Personal information
- Born: November 28, 1993 (age 32) Fort Lauderdale, Florida, U.S.
- Listed height: 6 ft 2 in (1.88 m)
- Listed weight: 194 lb (88 kg)

Career information
- High school: American Heritage School (Plantation, Florida)
- College: Georgia
- NFL draft: 2016: undrafted

Career history
- Buffalo Bills (2016)*;
- * Offseason or practice squad member only

Awards and highlights
- First-team All-SEC (2013);
- Stats at Pro Football Reference

= Marshall Morgan =

American football player (born 1993)

Marshall Morgan (born November 28, 1993) is an American former professional football placekicker. He played college football for Georgia. Morgan has the school record for most completed extra points (215). Morgan is also 3rd in field goals completed (64), and 3rd in total points (407).

== College career ==
At the end of the 2012 season, Morgan completed 8-for-14 (57%) on field goal attempts, and 63-for-67 (94%) on PATs. Morgan kicked a season-long 52-yard field goal against Missouri. Morgan kicked his first field goal against Buffalo.

At the end of the 2013 season, Morgan completed 22-for-24 (92%) on field goal attempts and going for a perfect 47-for-47 in PATs. Morgan kicked a career-long 56-yard field goal and the game-winning 42-yard field goal in overtime at Tennessee. Morgan kicked a career-high 4 field goals against Nebraska.

At the end of the 2014 season, Morgan converted 16 out of 21 field goal attempts (76%) and kicked 67–68 (98%) PATs. Morgan set a school record for most PATs made in a season (67). Morgan kicked a season-long 53-yard field goal against Charleston Southern. Morgan led the SEC in scoring with 115 points. Morgan set the SEC record with 20 consecutive field goals.

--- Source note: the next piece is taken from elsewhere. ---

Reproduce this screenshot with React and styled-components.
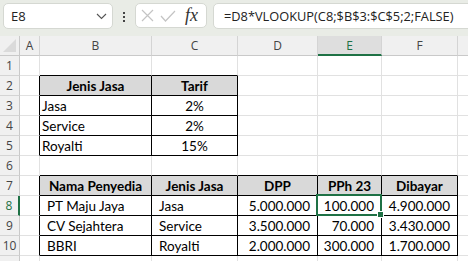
import React from "react";
import styled, { createGlobalStyle } from "styled-components";

const GlobalStyle = createGlobalStyle`
  html, body {
    margin: 0;
    padding: 0;
    background: #ffffff;
    overflow: hidden;
  }
`;

const COLS = ["", "A", "B", "C", "D", "E", "F", ""];
const ROWS = [1, 2, 3, 4, 5, 6, 7, 8, 9, 10, 11];

const tables = [
  { r1: 2, r2: 5, c1: 2, c2: 3 },
  { r1: 7, r2: 10, c1: 2, c2: 6 },
];

const cells = {
  "2-2": { text: "Jenis Jasa", head: true },
  "2-3": { text: "Tarif", head: true },
  "3-2": { text: "Jasa" },
  "3-3": { text: "2%", align: "center" },
  "4-2": { text: "Service" },
  "4-3": { text: "2%", align: "center" },
  "5-2": { text: "Royalti" },
  "5-3": { text: "15%", align: "center" },
  "7-2": { text: "Nama Penyedia", head: true },
  "7-3": { text: "Jenis Jasa", head: true },
  "7-4": { text: "DPP", head: true },
  "7-5": { text: "PPh 23", head: true },
  "7-6": { text: "Dibayar", head: true },
  "8-2": { text: "PT Maju Jaya", indent: true },
  "8-3": { text: "Jasa", indent: true },
  "8-4": { text: "5.000.000", align: "right" },
  "8-5": { text: "100.000", align: "right" },
  "8-6": { text: "4.900.000", align: "right" },
  "9-2": { text: "CV Sejahtera", indent: true },
  "9-3": { text: "Service", indent: true },
  "9-4": { text: "3.500.000", align: "right" },
  "9-5": { text: "70.000", align: "right" },
  "9-6": { text: "3.430.000", align: "right" },
  "10-2": { text: "BBRI", indent: true },
  "10-3": { text: "Royalti", indent: true },
  "10-4": { text: "2.000.000", align: "right" },
  "10-5": { text: "300.000", align: "right" },
  "10-6": { text: "1.700.000", align: "right" },
};

const inTable = (r, c) =>
  tables.some((t) => r >= t.r1 && r <= t.r2 && c >= t.c1 && c <= t.c2);

export default function App() {
  return (
    <>
      <GlobalStyle />
      <FormulaBar>
        <NameBox>
          <span>E8</span>
          <svg width="11" height="7" viewBox="0 0 11 7">
            <path d="M1 1 L5.5 5.5 L10 1" fill="none" stroke="#555" strokeWidth="1.1" />
          </svg>
        </NameBox>
        <Dots>
          <i />
          <i />
          <i />
        </Dots>
        <FxBox>
          <svg width="13" height="13" viewBox="0 0 13 13">
            <path d="M1 1 L12 12 M12 1 L1 12" stroke="#c4c4c4" strokeWidth="1.2" />
          </svg>
          <svg width="16" height="12" viewBox="0 0 16 12">
            <path d="M1 6 L5.5 11 L15 1" fill="none" stroke="#c4c4c4" strokeWidth="1.2" />
          </svg>
          <Fx>fx</Fx>
        </FxBox>
        <FormulaInput>=D8*VLOOKUP(C8;$B$3:$C$5;2;FALSE)</FormulaInput>
      </FormulaBar>

      <Sheet>
        {COLS.map((label, c) =>
          c === 0 ? (
            <Corner key="corner">
              <svg width="13" height="13" viewBox="0 0 13 13">
                <path d="M13 0 L13 13 L0 13 Z" fill="#dadada" />
              </svg>
            </Corner>
          ) : (
            <ColHead key={"h" + c} $active={label === "E"} $last={c === COLS.length - 1}>
              {label}
            </ColHead>
          )
        )}
        {ROWS.map((r) =>
          COLS.map((_, c) => {
            if (c === 0) {
              // row 11 is only a sliver at the bottom edge, its number is hidden
              return (
                <RowHead key={r + "-0"} $active={r === 8}>
                  {r < 11 ? r : ""}
                </RowHead>
              );
            }
            const cell = cells[r + "-" + c];
            const boxed = inTable(r, c);
            return (
              <Cell
                key={r + "-" + c}
                $right={boxed || inTable(r, c + 1)}
                $bottom={boxed || inTable(r + 1, c)}
                $head={cell && cell.head}
                $align={cell ? cell.align || (cell.head ? "center" : "left") : "left"}
                $indent={cell && cell.indent}
                $last={c === COLS.length - 1}
              >
                {cell && cell.text}
                {r === 8 && c === 5 && (
                  <>
                    <Selection />
                    <Handle />
                  </>
                )}
              </Cell>
            );
          })
        )}
      </Sheet>
    </>
  );
}

const FormulaBar = styled.div`
  display: flex;
  align-items: flex-start;
  height: 36px;
  padding: 3px 0 0 3px;
  box-sizing: border-box;
  background: #e9ece6;
  font-family: "Open Sans", "Noto Sans", sans-serif;
  color: #222;
`;

const NameBox = styled.div`
  display: flex;
  align-items: center;
  justify-content: space-between;
  width: 110px;
  height: 26px;
  box-sizing: border-box;
  padding: 0 5px 0 7px;
  background: #ffffff;
  border: 1px solid #d5d8d2;
  border-radius: 5px;
  font-size: 13px;
`;

const Dots = styled.div`
  display: flex;
  flex-direction: column;
  gap: 2px;
  margin: 9px 10px 0 10px;

  i {
    display: block;
    width: 2px;
    height: 2px;
    background: #444;
  }
`;

const FxBox = styled.div`
  display: flex;
  align-items: center;
  gap: 6px;
  width: 72px;
  height: 25px;
  box-sizing: border-box;
  padding: 0 5px;
  background: #ffffff;
  border: 1px solid #d5d8d2;
  border-radius: 5px;
`;

const Fx = styled.span`
  margin-left: 3px;
  font-family: "Liberation Serif", "DejaVu Serif", serif;
  font-style: italic;
  font-size: 18px;
  color: #333;
`;

const FormulaInput = styled.div`
  flex: 1;
  display: flex;
  align-items: center;
  height: 26px;
  margin-left: 6px;
  margin-right: -8px;
  padding-left: 10px;
  box-sizing: border-box;
  background: #ffffff;
  border: 1px solid #d5d8d2;
  border-radius: 5px;
  font-size: 12.8px;
  white-space: nowrap;
  overflow: hidden;
`;

const Sheet = styled.div`
  display: grid;
  grid-template-columns: 20px 20px 112px 86px 80px 64px 76px 1fr;
  grid-auto-rows: 20px;
`;

const Corner = styled.div`
  display: flex;
  align-items: flex-end;
  justify-content: flex-end;
  padding: 0 3px 3px 0;
  box-sizing: border-box;
  background: #f0f0f0;
  border-right: 1px solid #c9c9c9;
  border-bottom: 1px solid #c9c9c9;
`;

const ColHead = styled.div`
  display: flex;
  align-items: center;
  justify-content: center;
  box-sizing: border-box;
  background: ${(p) => (p.$active ? "#dedede" : "#f0f0f0")};
  border-right: ${(p) => (p.$last ? "none" : "1px solid #d4d4d4")};
  border-bottom: ${(p) => (p.$active ? "2px solid #1e7145" : "1px solid #c9c9c9")};
  font-family: "Open Sans", "Noto Sans", sans-serif;
  font-size: 12px;
  color: ${(p) => (p.$active ? "#1e7145" : "#444")};
`;

const RowHead = styled.div`
  display: flex;
  align-items: center;
  justify-content: center;
  box-sizing: border-box;
  background: #f0f0f0;
  border-right: ${(p) => (p.$active ? "2px solid #1e7145" : "1px solid #c9c9c9")};
  border-bottom: 1px solid #d4d4d4;
  font-family: "Open Sans", "Noto Sans", sans-serif;
  font-size: 12px;
  color: ${(p) => (p.$active ? "#1e7145" : "#444")};
`;

const Cell = styled.div`
  position: relative;
  display: flex;
  align-items: flex-end;
  justify-content: ${(p) =>
    p.$align === "center" ? "center" : p.$align === "right" ? "flex-end" : "flex-start"};
  box-sizing: border-box;
  padding: 0 ${(p) => (p.$align === "right" ? "7px" : "2px")} 1px
    ${(p) => (p.$indent ? "7px" : "2px")};
  background: ${(p) => (p.$head ? "#d9d9d9" : "#ffffff")};
  border-right: ${(p) => (p.$last ? "none" : p.$right ? "1px solid #000" : "1px solid #e1e1e1")};
  border-bottom: 1px solid ${(p) => (p.$bottom ? "#000" : "#e1e1e1")};
  font-family: Lato, "Open Sans", sans-serif;
  font-size: 13.5px;
  font-weight: ${(p) => (p.$head ? 700 : 400)};
  color: #000;
  white-space: nowrap;
`;

const Selection = styled.div`
  position: absolute;
  top: -2px;
  left: -2px;
  right: -1px;
  bottom: -1px;
  border: 2px solid #1e7145;
  z-index: 2;
`;

const Handle = styled.div`
  position: absolute;
  right: -2px;
  bottom: -2px;
  width: 5px;
  height: 5px;
  background: #1e7145;
  box-shadow: 0 0 0 1px #ffffff;
  z-index: 3;
`;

In 2015, Morgan scored all nine points for Georgia in a win against Missouri, including the game-winning, 34-yard kick with 1:44 remaining. At the end of the 2015 season, Morgan completed 18 out of 25 (72%) field goal attempts and connected on all 38 PATs.

== Professional career ==
On May 2, 2016, after going undrafted in the 2016 NFL draft, Morgan signed with the Buffalo Bills. He was released on August 1, 2016. He was re-signed to the Bills' practice squad on October 11, 2016. He was released by the Bills on November 2, 2016.